Chaavakam is the Tamilized name for the Island of Java which is a part of Indonesia today. Yaava-dveepa or Jaava-dveepa is the Sanskrit name for that island. The name, which means The Island of Millets, is found in early literature like Ramayana. For a long time in history, Java remained the political and cultural centre of maritime Southeast Asia. Hence, the word Chaavakam stood for the entire region that included today's Indonesia, Malaysia, Singapore, Brunei, Philippines and East Timor. Chaavakar, which originally meant the people of Java, was also a collective term for all who were later identified as Malays. Javanese is the language of Java. Malay (modern day Bahasa Melayu and Bahasa Indonesia) was historically the language of the Straits of Malacca and is the official language of present day Malaysia and Indonesia

== Chandrabhanu ==

From the Sri Lankan materials, this Chandrabhanu was a Javakan king from Tambralinga who had invaded Sri Lankan in 1247. His navy launched an assault on the southern part of the island but defeated by the Sri Lankan king. However Chandrabhanu was able to establish an independent regime in the north of the island, but in 1258 he was attacked and subjugated by Pandya. Chandrabhanu Sridhamaraja was the king of Patama vamsa (lotus dynasty). He began to reign in 1230, he had the Phrae Boromadhatu reparation and celebration in the same year. Chandrabhanu Sridhamaraja brought Tambralinga reached the pinnacle of its power in the mid-13th century. Tambralinga is identified with Ligor, which is in the Isthmus part of Thailand, close to Kedah (Kadaaram) of Malaysia. The capital was Pattani (pronounced Paddani). In Tamil, Paddinam means city, especially a coastal city.

== Invasion ==

From the Sri Lankan materials, this Chandrabhanu was a Javakan king from Tambralinga who had invaded Sri Lankan in 1247. His navy launched an assault on the southern part of the island but defeated by the Sri Lankan king. However Chandrabhanu was able to establish an independent regime in the north of the island, but in 1258 he was attacked and subjugated by Pandya. In 1262 Chandrabhanu launched another attack on the south of the island, his army strengthened this time by the addition of Tamil and Sinhalese forces, only to be defeated when Pandya sided with the Sri Lankan side Chandrabhanu himself was killed in the fighting.
Chandrabhanu's son retained control over the northern kingdom, though subservient to Pandya, but this regime too had disappeared by the end of the 14th century.

== Tooth Relic ==

Parakramabahu II brought down the Relics from Beligala in a procession with great veneration and placed them in a shrine built near the palace at the Damabadeniya rock According to the text Dalada Pujavaliya, Parakramabahu conducted the Relics to Srivardhanapura, the city of his birth, and held a great ritual worship. He was responsible for the building of the Tooth Relic shrine at the Vijayasundararama at Dambadeniya, where the Relic was deposited and the king conducted festive rituals. The peaceful and prosperous time under Parakramabahu was disturbed by the invasion of Chandrabhanu of Java. However, the king was able to expel the enemy and bring back the country to a stable status again. Chadrabhanu of Java invaded the country for the second time and after defeating the local sub-ruler at Yapahuva, demanded the Tooth Relic from Vijayabahu of Dambadeniya. Yet, the Sri Lankan ruler was able to defeat him and bring peace to the island again.

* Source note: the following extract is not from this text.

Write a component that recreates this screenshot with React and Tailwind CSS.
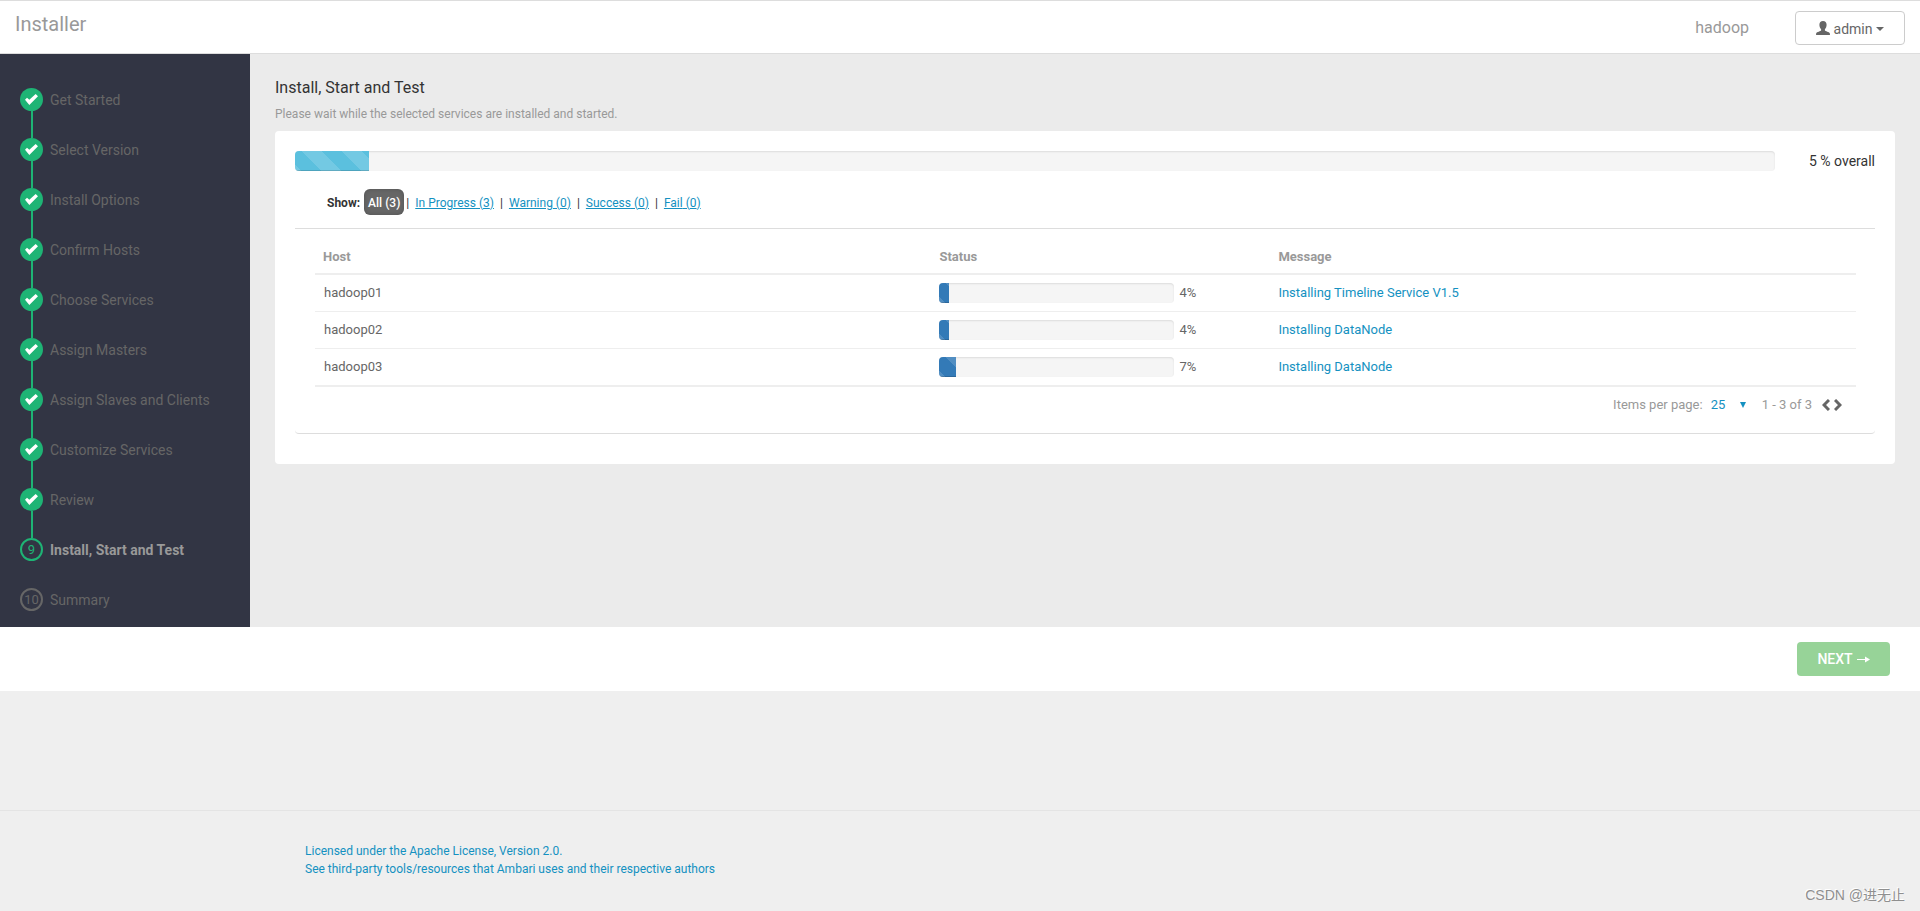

== Assimilated Javanese ==

This is a leftover from the fact that the town was a `Javaka Kottai` - `Chavaka Kottai` - `Chavaka Cheri` (founded as fort of Malay/Javanese soldiers during King Chandrabhanu's days) during the pre-colonial times. Those Malay/Javanese who assimilated to become Tamils just maintained their age-old traditions even during the colonial and postcolonial time frame.

== Arya Chakaravarthi ==

After Chandrabhanu, the area was passed on to a Pandyan deputy. Mahawamsa tells about several children of Chandrabhanu who became the rulers of the Sinhala section of Sri Lanka. It looks as though the children of Chandrabhanu finally became the kings of Sri Lanka (under different names) even though the father could not achieve it.

Jaffna went to a Brahmin ruler from Rameshwaram in the service of the Pandya king named Arya Chakaravarthi (a name of a family). That family managed to create and hold on to Jaffna and its environs as a separate kingdom for almost 400 years.

== Future Plan for Thunnalai ==

As the War Relief Fund from International donors reaches Sri Lanka there are some plans to rebuild the broken infrastructure of Jaffna. Thunnalai may benefit from it by having a university campus build in its Vallipuram Temple area with the ancient holy sites.